>> START Dataset extract
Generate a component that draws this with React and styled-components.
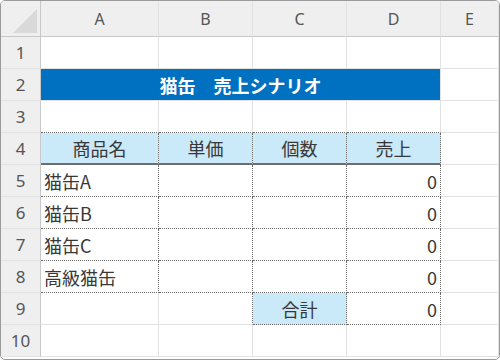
import React from "react";
import styled, { createGlobalStyle, css } from "styled-components";

const Global = createGlobalStyle`
  html, body { margin: 0; padding: 0; background: #ffffff; }
  body { font-family: "Noto Sans CJK JP", "Noto Sans", sans-serif; }
`;

const GRID = "#e2e2e2";
const HEAD_LINE = "#c8c8c8";
const DOT = "1px dotted #6a6a6a";

const Sheet = styled.div`
  width: 500px;
  height: 360px;
  box-sizing: border-box;
  border: 1px solid #9a9a9a;
  border-radius: 5px;
  overflow: hidden;
  background: #fff;
  display: grid;
  grid-template-columns: 40px 118px 94px 94px 94px 1fr;
  grid-template-rows: 36px repeat(10, 32px);
`;

const Corner = styled.div`
  background: #efefef;
  border-right: 1px solid ${HEAD_LINE};
  border-bottom: 1px solid ${HEAD_LINE};
  box-sizing: border-box;
  display: flex;
  align-items: flex-end;
  justify-content: flex-end;
  padding: 0 3px 3px 0;
`;

const ColHead = styled.div`
  background: #efefef;
  border-right: 1px solid ${GRID};
  border-bottom: 1px solid ${HEAD_LINE};
  box-sizing: border-box;
  display: flex;
  align-items: center;
  justify-content: center;
  font-family: "Noto Sans", sans-serif;
  font-size: 16px;
  color: #555;
`;

const RowHead = styled.div`
  background: #efefef;
  border-right: 1px solid ${HEAD_LINE};
  border-bottom: 1px solid ${GRID};
  box-sizing: border-box;
  display: flex;
  align-items: center;
  justify-content: center;
  font-family: "Noto Sans", sans-serif;
  font-size: 17px;
  color: #555;
`;

const Cell = styled.div`
  box-sizing: border-box;
  border-right: 1px solid ${GRID};
  border-bottom: 1px solid ${GRID};
  display: flex;
  align-items: center;
  padding: 0 3px;
  font-size: 18px;
  color: #383838;
  white-space: nowrap;
  justify-content: ${(p) =>
    p.$align === "right" ? "flex-end" : p.$align === "center" ? "center" : "flex-start"};
  ${(p) => p.$fill && css`background: ${p.$fill};`}
  ${(p) => p.$dotRight && css`border-right: ${DOT};`}
  ${(p) => p.$dotBottom && css`border-bottom: ${DOT};`}
  ${(p) => p.$thickBottom && css`border-bottom: 2px solid #6e6e6e;`}
`;

const Title = styled.div`
  grid-column: span 4;
  box-sizing: border-box;
  background: #0070c0;
  border-right: 1px solid ${GRID};
  border-bottom: 1px solid ${GRID};
  color: #fff;
  font-weight: 700;
  font-size: 18px;
  display: flex;
  align-items: center;
  justify-content: center;
  white-space: pre;
`;

const HEADER_FILL = "#cae9f9";
const cols = ["A", "B", "C", "D", "E"];
const items = ["猫缶A", "猫缶B", "猫缶C", "高級猫缶"];

export default function App() {
  const rows = [];

  // row 1
  rows.push(
    <React.Fragment key="r1">
      <RowHead>1</RowHead>
      {cols.map((c) => <Cell key={c} />)}
    </React.Fragment>
  );

  // row 2: merged title band
  rows.push(
    <React.Fragment key="r2">
      <RowHead>2</RowHead>
      <Title>{"猫缶　売上シナリオ"}</Title>
      <Cell />
    </React.Fragment>
  );

  // row 3: top edge of the table
  rows.push(
    <React.Fragment key="r3">
      <RowHead>3</RowHead>
      <Cell $dotBottom />
      <Cell $dotBottom />
      <Cell $dotBottom />
      <Cell $dotBottom />
      <Cell />
    </React.Fragment>
  );

  // row 4: table header
  rows.push(
    <React.Fragment key="r4">
      <RowHead>4</RowHead>
      {["商品名", "単価", "個数", "売上"].map((t) => (
        <Cell key={t} $fill={HEADER_FILL} $align="center" $dotRight $thickBottom>
          {t}
        </Cell>
      ))}
      <Cell />
    </React.Fragment>
  );

  // rows 5-8: items
  items.forEach((name, i) => {
    rows.push(
      <React.Fragment key={name}>
        <RowHead>{5 + i}</RowHead>
        <Cell $dotRight $dotBottom>{name}</Cell>
        <Cell $dotRight $dotBottom />
        <Cell $dotRight $dotBottom />
        <Cell $dotRight $dotBottom $align="right">0</Cell>
        <Cell />
      </React.Fragment>
    );
  });

  // row 9: total
  rows.push(
    <React.Fragment key="r9">
      <RowHead>9</RowHead>
      <Cell />
      <Cell $dotRight />
      <Cell $fill={HEADER_FILL} $align="center" $dotRight $dotBottom>合計</Cell>
      <Cell $dotRight $dotBottom $align="right">0</Cell>
      <Cell />
    </React.Fragment>
  );

  // row 10
  rows.push(
    <React.Fragment key="r10">
      <RowHead>10</RowHead>
      {cols.map((c) => <Cell key={c} />)}
    </React.Fragment>
  );

  return (
    <>
      <Global />
      <Sheet>
        <Corner>
          <svg width="24" height="24" viewBox="0 0 24 24">
            <polygon points="24,0 24,24 0,24" fill="#d9d9d9" />
          </svg>
        </Corner>
        {cols.map((c) => (
          <ColHead key={c}>{c}</ColHead>
        ))}
        {rows}
      </Sheet>
    </>
  );
}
>> END Dataset extract
Challenge – Without the pictures, copy the material exactly as given.

Finished exercise –
Generate a component that draws this with React and styled-components.
import React from "react";
import styled, { createGlobalStyle, css } from "styled-components";

const Global = createGlobalStyle`
  html, body { margin: 0; padding: 0; background: #ffffff; }
  body { font-family: "Noto Sans CJK JP", "Noto Sans", sans-serif; }
`;

const GRID = "#e2e2e2";
const HEAD_LINE = "#c8c8c8";
const DOT = "1px dotted #6a6a6a";

const Sheet = styled.div`
  width: 500px;
  height: 360px;
  box-sizing: border-box;
  border: 1px solid #9a9a9a;
  border-radius: 5px;
  overflow: hidden;
  background: #fff;
  display: grid;
  grid-template-columns: 40px 118px 94px 94px 94px 1fr;
  grid-template-rows: 36px repeat(10, 32px);
`;

const Corner = styled.div`
  background: #efefef;
  border-right: 1px solid ${HEAD_LINE};
  border-bottom: 1px solid ${HEAD_LINE};
  box-sizing: border-box;
  display: flex;
  align-items: flex-end;
  justify-content: flex-end;
  padding: 0 3px 3px 0;
`;

const ColHead = styled.div`
  background: #efefef;
  border-right: 1px solid ${GRID};
  border-bottom: 1px solid ${HEAD_LINE};
  box-sizing: border-box;
  display: flex;
  align-items: center;
  justify-content: center;
  font-family: "Noto Sans", sans-serif;
  font-size: 16px;
  color: #555;
`;

const RowHead = styled.div`
  background: #efefef;
  border-right: 1px solid ${HEAD_LINE};
  border-bottom: 1px solid ${GRID};
  box-sizing: border-box;
  display: flex;
  align-items: center;
  justify-content: center;
  font-family: "Noto Sans", sans-serif;
  font-size: 17px;
  color: #555;
`;

const Cell = styled.div`
  box-sizing: border-box;
  border-right: 1px solid ${GRID};
  border-bottom: 1px solid ${GRID};
  display: flex;
  align-items: center;
  padding: 0 3px;
  font-size: 18px;
  color: #383838;
  white-space: nowrap;
  justify-content: ${(p) =>
    p.$align === "right" ? "flex-end" : p.$align === "center" ? "center" : "flex-start"};
  ${(p) => p.$fill && css`background: ${p.$fill};`}
  ${(p) => p.$dotRight && css`border-right: ${DOT};`}
  ${(p) => p.$dotBottom && css`border-bottom: ${DOT};`}
  ${(p) => p.$thickBottom && css`border-bottom: 2px solid #6e6e6e;`}
`;

const Title = styled.div`
  grid-column: span 4;
  box-sizing: border-box;
  background: #0070c0;
  border-right: 1px solid ${GRID};
  border-bottom: 1px solid ${GRID};
  color: #fff;
  font-weight: 700;
  font-size: 18px;
  display: flex;
  align-items: center;
  justify-content: center;
  white-space: pre;
`;

const HEADER_FILL = "#cae9f9";
const cols = ["A", "B", "C", "D", "E"];
const items = ["猫缶A", "猫缶B", "猫缶C", "高級猫缶"];

export default function App() {
  const rows = [];

  // row 1
  rows.push(
    <React.Fragment key="r1">
      <RowHead>1</RowHead>
      {cols.map((c) => <Cell key={c} />)}
    </React.Fragment>
  );

  // row 2: merged title band
  rows.push(
    <React.Fragment key="r2">
      <RowHead>2</RowHead>
      <Title>{"猫缶　売上シナリオ"}</Title>
      <Cell />
    </React.Fragment>
  );

  // row 3: top edge of the table
  rows.push(
    <React.Fragment key="r3">
      <RowHead>3</RowHead>
      <Cell $dotBottom />
      <Cell $dotBottom />
      <Cell $dotBottom />
      <Cell $dotBottom />
      <Cell />
    </React.Fragment>
  );

  // row 4: table header
  rows.push(
    <React.Fragment key="r4">
      <RowHead>4</RowHead>
      {["商品名", "単価", "個数", "売上"].map((t) => (
        <Cell key={t} $fill={HEADER_FILL} $align="center" $dotRight $thickBottom>
          {t}
        </Cell>
      ))}
      <Cell />
    </React.Fragment>
  );

  // rows 5-8: items
  items.forEach((name, i) => {
    rows.push(
      <React.Fragment key={name}>
        <RowHead>{5 + i}</RowHead>
        <Cell $dotRight $dotBottom>{name}</Cell>
        <Cell $dotRight $dotBottom />
        <Cell $dotRight $dotBottom />
        <Cell $dotRight $dotBottom $align="right">0</Cell>
        <Cell />
      </React.Fragment>
    );
  });

  // row 9: total
  rows.push(
    <React.Fragment key="r9">
      <RowHead>9</RowHead>
      <Cell />
      <Cell $dotRight />
      <Cell $fill={HEADER_FILL} $align="center" $dotRight $dotBottom>合計</Cell>
      <Cell $dotRight $dotBottom $align="right">0</Cell>
      <Cell />
    </React.Fragment>
  );

  // row 10
  rows.push(
    <React.Fragment key="r10">
      <RowHead>10</RowHead>
      {cols.map((c) => <Cell key={c} />)}
    </React.Fragment>
  );

  return (
    <>
      <Global />
      <Sheet>
        <Corner>
          <svg width="24" height="24" viewBox="0 0 24 24">
            <polygon points="24,0 24,24 0,24" fill="#d9d9d9" />
          </svg>
        </Corner>
        {cols.map((c) => (
          <ColHead key={c}>{c}</ColHead>
        ))}
        {rows}
      </Sheet>
    </>
  );
}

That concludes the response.